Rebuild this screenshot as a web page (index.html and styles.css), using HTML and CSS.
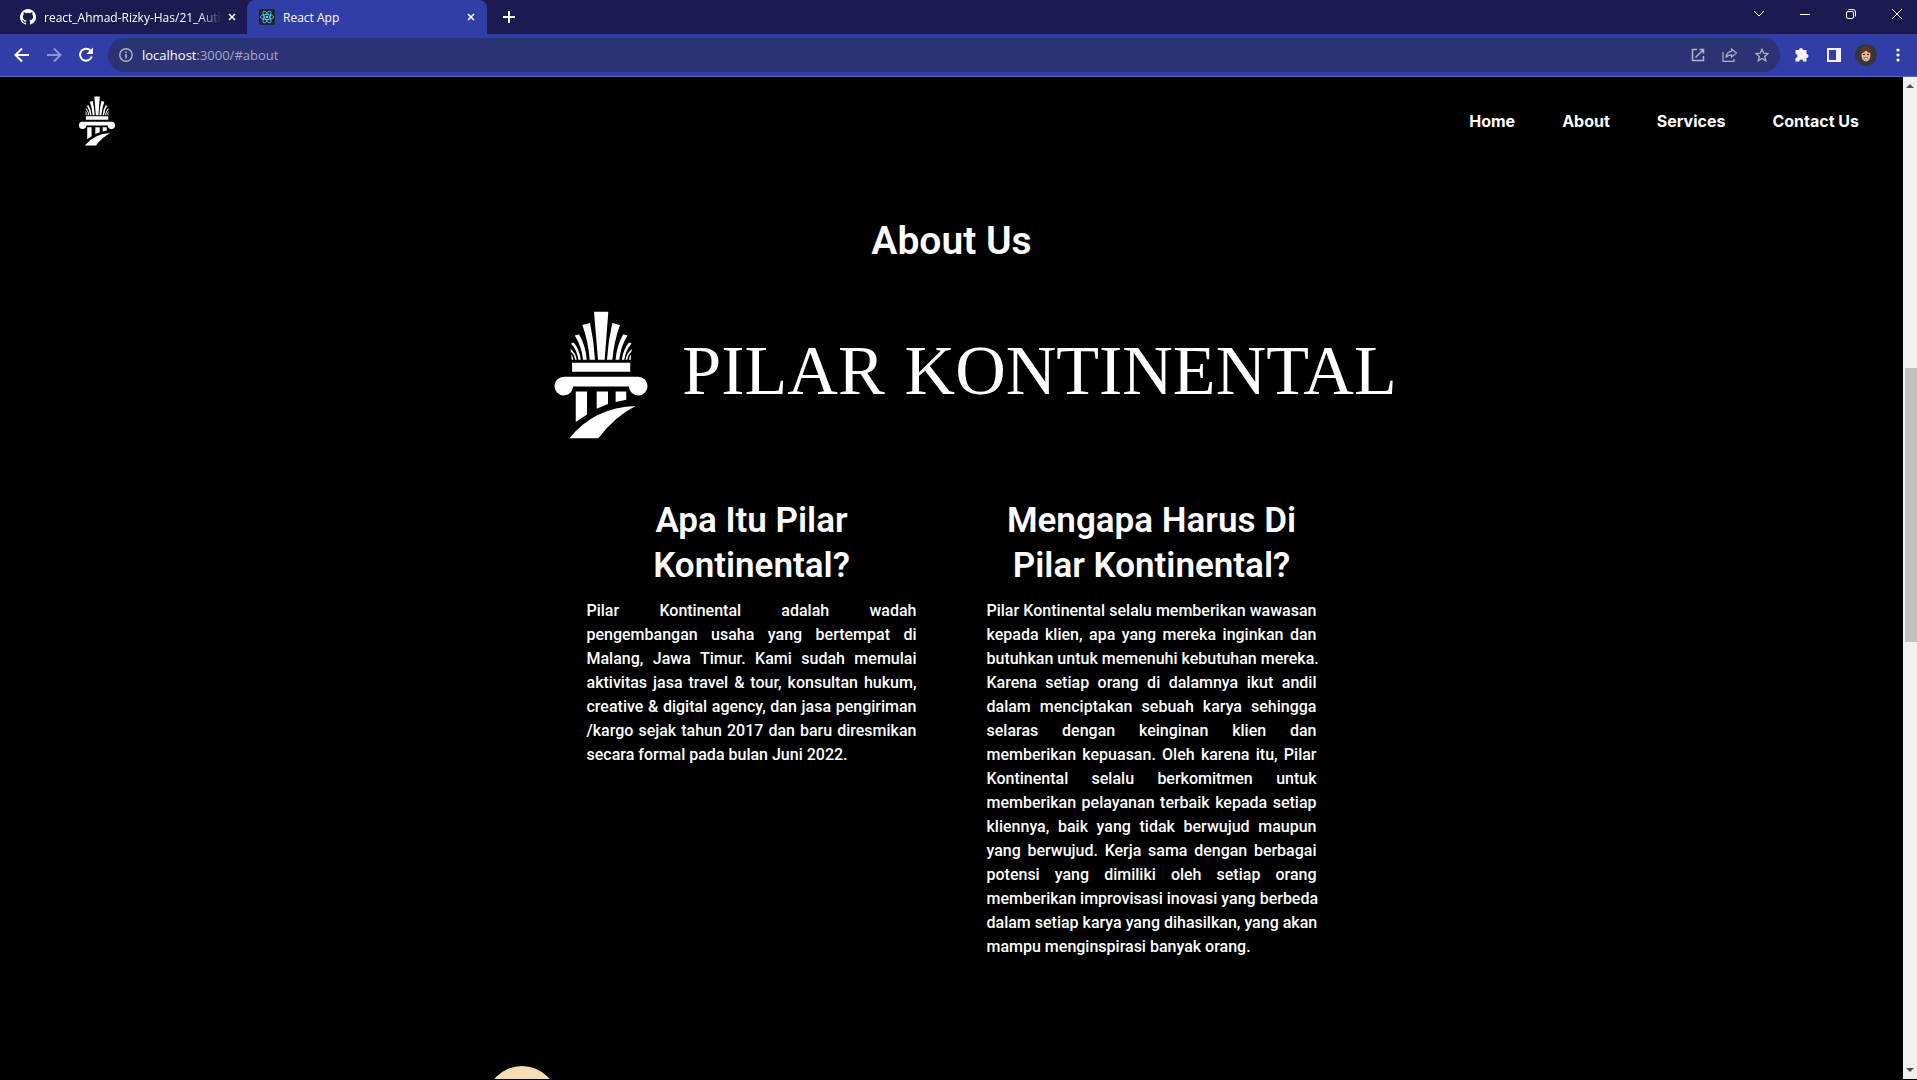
FILE: index.html
```html
<!DOCTYPE html>
<html lang="id">
<head>
<meta charset="utf-8">
<title>React App</title>
<link rel="stylesheet" href="styles.css">
</head>
<body>
<svg class="defs" width="0" height="0" aria-hidden="true">
  <symbol id="pillar" viewBox="45 62 280 385">
    <path d="M164 64h43l-11 145h-20zM129 104l23-6q12 55 15 111h-16q-4-55-22-105zM242 104l-23-6q-13 55-16 111h16q5-55 23-105zM106 136l13-4q20 34 23 77h-11q-5-43-25-73zM265 136l-13-4q-20 34-23 77h11q5-43 25-73zM95 160l8-3q18 22 21 52h-7q-4-29-22-49zM277 160l-8-3q-18 22-21 52h7q4-29 22-49zM94 176q15 13 18 33h-5q-2-16-13-25zM277 176q-15 13-18 33h5q2-16 13-25zM95 192q6 7 7 17h-5zM276 192q-6 7-7 17h5z"/>
    <path d="M98 218h175v27H98zM74 260h222a28 28 0 1 1-27 29H101a28 28 0 1 1-27-29zM109 304h34v69l-34 23zM172 304h34v38l-34 14zM229 304h32v25l-32 7z"/>
    <path d="M90 445Q165 352 289 348 226 380 177 445z"/>
  </symbol>
</svg>

<header class="browser">
  <div class="tabstrip">
    <div class="tab tab-github">
      <svg class="favicon" viewBox="0 0 16 16" fill="#fff"><path d="M8 0a8 8 0 0 0-2.53 15.59c.4.07.55-.17.55-.38v-1.49c-2.01.37-2.53-.49-2.69-.94-.09-.23-.48-.94-.82-1.13-.28-.15-.68-.52-.01-.53.63-.01 1.08.58 1.23.82.72 1.21 1.87.87 2.33.66.07-.52.28-.87.51-1.07-1.78-.2-3.64-.89-3.64-3.95 0-.87.31-1.59.82-2.15-.08-.2-.36-1.02.08-2.12 0 0 .67-.21 2.2.82a7.6 7.6 0 0 1 4 0c1.53-1.04 2.2-.82 2.2-.82.44 1.1.16 1.92.08 2.12.51.56.82 1.27.82 2.15 0 3.07-1.87 3.75-3.65 3.95.29.25.54.73.54 1.48v2.2c0 .21.15.46.55.38A8 8 0 0 0 8 0z"/></svg>
      <span class="tab-title">react_Ahmad-Rizky-Has/21_Auth</span>
      <button class="icon-button tab-close" aria-label="Close tab"><svg width="8" height="8" viewBox="0 0 8 8" class="line close-x"><path d="M1 1l6 6M7 1L1 7"/></svg></button>
    </div>
    <div class="tab tab-active">
      <svg class="favicon" viewBox="0 0 16 16"><rect width="16" height="16" rx="2" fill="#20232a"/><g fill="none" stroke="#5bd3f3" stroke-width=".8"><ellipse cx="8" cy="8" rx="6.6" ry="2.6"/><ellipse cx="8" cy="8" rx="6.6" ry="2.6" transform="rotate(60 8 8)"/><ellipse cx="8" cy="8" rx="6.6" ry="2.6" transform="rotate(120 8 8)"/></g><circle cx="8" cy="8" r="1.3" fill="#5bd3f3"/></svg>
      <span class="tab-title">React App</span>
      <button class="icon-button tab-close" aria-label="Close tab"><svg width="8" height="8" viewBox="0 0 8 8" class="line close-x"><path d="M1 1l6 6M7 1L1 7"/></svg></button>
    </div>
    <button class="icon-button new-tab" aria-label="New tab"><svg width="12" height="12" viewBox="0 0 12 12" class="line bold"><path d="M6 0v12M0 6h12"/></svg></button>
    <div class="window-buttons">
      <button class="icon-button" aria-label="Search tabs"><svg width="12" height="12" viewBox="0 0 12 12" class="line"><path d="M1 3l5 5 5-5"/></svg></button>
      <button class="icon-button" aria-label="Minimize"><svg width="12" height="12" viewBox="0 0 12 12" class="line"><path d="M1 6.500h10"/></svg></button>
      <button class="icon-button" aria-label="Restore"><svg width="12" height="12" viewBox="0 0 12 12" class="line"><rect x="1.500" y="3.500" width="7" height="7" rx="1.500"/><path d="M3.500 1.500h4.500a2.500 2.500 0 0 1 2.500 2.500v4.500"/></svg></button>
      <button class="icon-button" aria-label="Close"><svg width="12" height="12" viewBox="0 0 12 12" class="line"><path d="M1 1l10 10M11 1L1 11"/></svg></button>
    </div>
  </div>
  <div class="toolbar">
    <button class="icon-button nav-button" aria-label="Back"><svg width="16" height="16" viewBox="0 0 16 16" class="line bold"><path d="M15 8H2M8 1.500L1.500 8 8 14.500"/></svg></button>
    <button class="icon-button nav-button dim" aria-label="Forward"><svg width="16" height="16" viewBox="0 0 16 16" class="line bold"><path d="M1 8h13M8 1.500L14.500 8 8 14.500"/></svg></button>
    <button class="icon-button nav-button" aria-label="Reload"><svg width="16" height="16" viewBox="0 0 16 16"><path d="M13 4.200A6 6 0 1 0 13.800 9.500" fill="none" stroke="#fff" stroke-width="2"/><path d="M15 .5v6.500H8.500z" fill="#fff"/></svg></button>
    <div class="omnibox">
      <svg width="14" height="14" viewBox="0 0 14 14" class="line muted"><circle cx="7" cy="7" r="6.200" stroke-width="1.400"/><path d="M7 6v4.500M7 3.500V5" stroke-width="1.600"/></svg>
      <a class="address" href="#about"><span class="host">localhost</span>:3000/#about</a>
      <button class="icon-button" aria-label="Open in app"><svg width="14" height="14" viewBox="0 0 14 14" class="line muted thick"><path d="M6 1.500H1.500v11h11V8M8.500 1.500h4v4M12.500 1.500L4.500 9.500"/></svg></button>
      <button class="icon-button" aria-label="Share"><svg width="16" height="14" viewBox="0 0 16 14" class="line muted"><path d="M1 4v9.300h11V11M9.500 1l5 4-5 4V6.800C7 6.800 5 7.800 4 9.800 4 6 6.500 3.500 9.500 3.300z" stroke-width="1.200"/></svg></button>
      <button class="icon-button" aria-label="Bookmark"><svg width="14" height="14" viewBox="0 0 14 14" class="line muted"><path d="M7 1.200l1.700 4 4.300.4-3.300 2.800 1 4.300L7 10.400l-3.700 2.300 1-4.300L1 5.600l4.300-.4z" stroke-width="1.300"/></svg></button>
    </div>
    <div class="extensions">
      <button class="icon-button" aria-label="Extensions"><svg width="16" height="16" viewBox="0 0 16 16"><path fill="#f1f3f8" d="M1.500 3H5a2 2 0 1 1 4 0h3.500v4a2 2 0 1 1 0 4v3.500H9.200a2 2 0 0 0-4 0H1.500V11a2 2 0 0 0 0-4z"/></svg></button>
      <button class="icon-button" aria-label="Side panel"><svg width="14" height="14" viewBox="0 0 14 14"><path fill="#f1f3f8" fill-rule="evenodd" d="M0 0h14v14H0zM2 2v10h7V2z"/></svg></button>
      <button class="icon-button" aria-label="Profile"><svg width="22" height="22" viewBox="0 0 22 22"><circle cx="11" cy="11" r="11" fill="#35363a"/><path d="M6 10Q4 4 8 3.500q2-2 5-.5 4 1 3 7z" fill="#5a3626"/><ellipse cx="11" cy="11.500" rx="4.500" ry="6" fill="#e9b492"/><path d="M6.500 9q2.500 0 4.500-2.500Q13 9 15.500 9 15 4.500 11 4.500T6.500 9z" fill="#5a3626"/><path d="M8 10.500h2M12 10.500h2" stroke="#35231b"/><path d="M9 13.500h4q-.5 2.500-2 2.500t-2-2.500z" fill="#fff" stroke="#9b4c3b" stroke-width=".6"/></svg></button>
      <button class="icon-button" aria-label="Menu"><svg width="4" height="14" viewBox="0 0 4 14" fill="#fff"><circle cx="2" cy="2" r="1.600"/><circle cx="2" cy="7" r="1.600"/><circle cx="2" cy="12" r="1.600"/></svg></button>
    </div>
  </div>
</header>

<div class="viewport">
  <div class="page">
    <nav class="navbar">
      <a class="brand" href="#home" aria-label="Pilar Kontinental"><svg width="36" height="50" fill="#fff"><use href="#pillar"/></svg></a>
      <div class="links">
        <a href="#home">Home</a>
        <a href="#about">About</a>
        <a href="#services">Services</a>
        <a href="#contact">Contact Us</a>
      </div>
    </nav>
    <main class="about">
      <h1>About Us</h1>
      <div class="logo">
        <svg width="94" height="128" fill="#fff"><use href="#pillar"/></svg>
        <span class="wordmark"><span>PILAR</span><span>KONTINENTAL</span></span>
      </div>
      <div class="columns">
        <section>
          <h2>Apa Itu Pilar Kontinental?</h2>
          <p>Pilar Kontinental adalah wadah pengembangan usaha yang bertempat di Malang, Jawa Timur. Kami sudah memulai aktivitas jasa travel &amp; tour, konsultan hukum, creative &amp; digital agency, dan jasa pengiriman /kargo sejak tahun 2017 dan baru diresmikan secara formal pada bulan Juni 2022.</p>
        </section>
        <section>
          <h2>Mengapa Harus Di Pilar Kontinental?</h2>
          <p>Pilar Kontinental selalu memberikan wawasan kepada klien, apa yang mereka inginkan dan <span class="keep">butuhkan untuk memenuhi kebutuhan mereka.</span> Karena setiap orang di dalamnya ikut andil dalam menciptakan sebuah karya sehingga selaras dengan keinginan klien dan memberikan kepuasan. Oleh karena itu, Pilar Kontinental selalu berkomitmen untuk memberikan pelayanan terbaik kepada setiap kliennya, baik yang tidak berwujud maupun yang berwujud. Kerja sama dengan berbagai potensi yang dimiliki oleh setiap orang <span class="keep">memberikan improvisasi inovasi yang berbeda</span> <span class="keep">dalam setiap karya yang dihasilkan, yang akan</span> mampu menginspirasi banyak orang.</p>
        </section>
      </div>
      <div class="next-section"><div class="dot"></div></div>
    </main>
  </div>
  <div class="scrollbar" aria-hidden="true">
    <svg width="8" height="4" viewBox="0 0 8 4"><path d="M4 0l4 4H0z" fill="#505050"/></svg>
    <div class="track"><div class="thumb"></div></div>
    <svg width="8" height="4" viewBox="0 0 8 4"><path d="M0 0h8L4 4z" fill="#505050"/></svg>
  </div>
</div>
</body>
</html>
```
FILE: styles.css
```css
* { box-sizing: border-box; }
body {
  margin: 0;
  height: 100vh;
  display: flex;
  flex-direction: column;
  overflow: hidden;
  background: #000;
  color: #fff;
  font-family: Roboto, "Liberation Sans", sans-serif;
}
a { color: inherit; text-decoration: none; }
svg { display: block; flex: none; }
.defs { position: absolute; }
.icon-button {
  display: flex;
  align-items: center;
  justify-content: center;
  padding: 0;
  border: 0;
  background: none;
  color: #fff;
}
.line { fill: none; stroke: #fff; stroke-width: 1; }
.bold { stroke-width: 2; }
.close-x { stroke-width: 1.5; }
.muted { stroke: #b0b4c8; }
.thick { stroke-width: 1.5; }
.dim { opacity: .45; }

/* Browser chrome */
.browser {
  flex: none;
  background: #323ea8;
  border-bottom: 1px solid #5964ba;
  font-family: "Open Sans", "Noto Sans", sans-serif;
}
.tabstrip {
  display: flex;
  height: 34px;
  background: #1c1a50;
}
.tab {
  display: flex;
  align-items: center;
  gap: 8px;
  font-size: 12px;
}
.tab-github { width: 247px; padding: 0 9px 0 20px; }
.tab-github .tab-close { margin-left: -8px; }
.tab-active {
  width: 240px;
  padding: 0 10px 0 12px;
  border-radius: 8px 8px 0 0;
  background: #323ea8;
}
.favicon { width: 16px; height: 16px; }
.tab-title {
  flex: 1;
  white-space: nowrap;
}
.tab-github .tab-title {
  -webkit-mask-image: linear-gradient(to right, #000 154px, transparent 178px);
  mask-image: linear-gradient(to right, #000 154px, transparent 178px);
}
.tab-close { width: 12px; height: 16px; }
.new-tab { width: 44px; }
.window-buttons {
  display: flex;
  gap: 34px;
  margin-left: auto;
  padding-right: 14px;
}
.window-buttons .icon-button { width: 12px; height: 28px; }
.toolbar {
  display: flex;
  align-items: center;
  height: 42px;
  padding: 0 3px 0 6px;
}
.nav-button { width: 32px; height: 32px; }
.omnibox {
  flex: 1;
  display: flex;
  align-items: center;
  height: 34px;
  margin-left: 6px;
  padding: 0 10px 0 11px;
  border-radius: 17px;
  background: #2b3374;
}
.address {
  flex: 1;
  margin-left: 9px;
  color: #a5a9c6;
  font-size: 13px;
}
.host { color: #fff; }
.omnibox .icon-button { width: 32px; height: 32px; }
.omnibox .icon-button:last-child { width: 16px; margin-left: 8px; }
.extensions { display: flex; align-items: center; margin-left: 6px; }
.extensions .icon-button { width: 32px; height: 32px; }

/* Page */
.viewport {
  flex: 1;
  min-height: 0;
  display: flex;
  margin-bottom: 1px;
}
.page { flex: 1; overflow: hidden; }
.navbar {
  display: flex;
  align-items: center;
  justify-content: space-between;
  height: 88px;
  padding: 0 44px 0 79px;
}
.links {
  display: flex;
  gap: 47px;
  font-family: Inter, sans-serif;
  font-size: 16px;
  font-weight: 700;
}
.about { max-width: 932px; margin: 0 auto; }
h1 {
  margin: 51px 0 45px;
  font-size: 39px;
  line-height: 50px;
  font-weight: 600;
  text-align: center;
}
.logo {
  display: flex;
  align-items: center;
  justify-content: center;
  gap: 34px;
  padding-left: 48px;
}
.wordmark {
  display: flex;
  gap: 20px;
  padding-bottom: 8px;
  font-family: "Liberation Serif", serif;
  font-size: 70px;
  line-height: 120px;
}
.columns {
  display: flex;
  justify-content: center;
  gap: 70px;
  margin-top: 59px;
}
.columns section { width: 330px; }
h2 {
  margin: 0 0 11px;
  font-size: 35px;
  line-height: 45px;
  font-weight: 600;
  text-align: center;
}
p {
  margin: 0;
  font-size: 16px;
  line-height: 24px;
  font-weight: 500;
  text-align: justify;
}
.keep { white-space: nowrap; }
.next-section { padding-top: 107px; }
.dot {
  width: 72px;
  height: 72px;
  border-radius: 50%;
  background: #f5deb3;
}
.scrollbar {
  display: flex;
  flex-direction: column;
  align-items: center;
  width: 14px;
  padding: 7px 0 7px;
  background: #f1f1f1;
}
.track {
  flex: 1;
  align-self: stretch;
  display: grid;
  grid-template-rows: 274fr 274fr 420fr;
  margin: 6px 0;
  padding-left: 2px;
}
.thumb { grid-row: 2; background: #c1c1c1; }
```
************
## Problem requirements:
Search the lines above for the string "index", then show every one that has it.

## Correct response:
Rebuild this screenshot as a web page (index.html and styles.css), using HTML and CSS.
FILE: index.html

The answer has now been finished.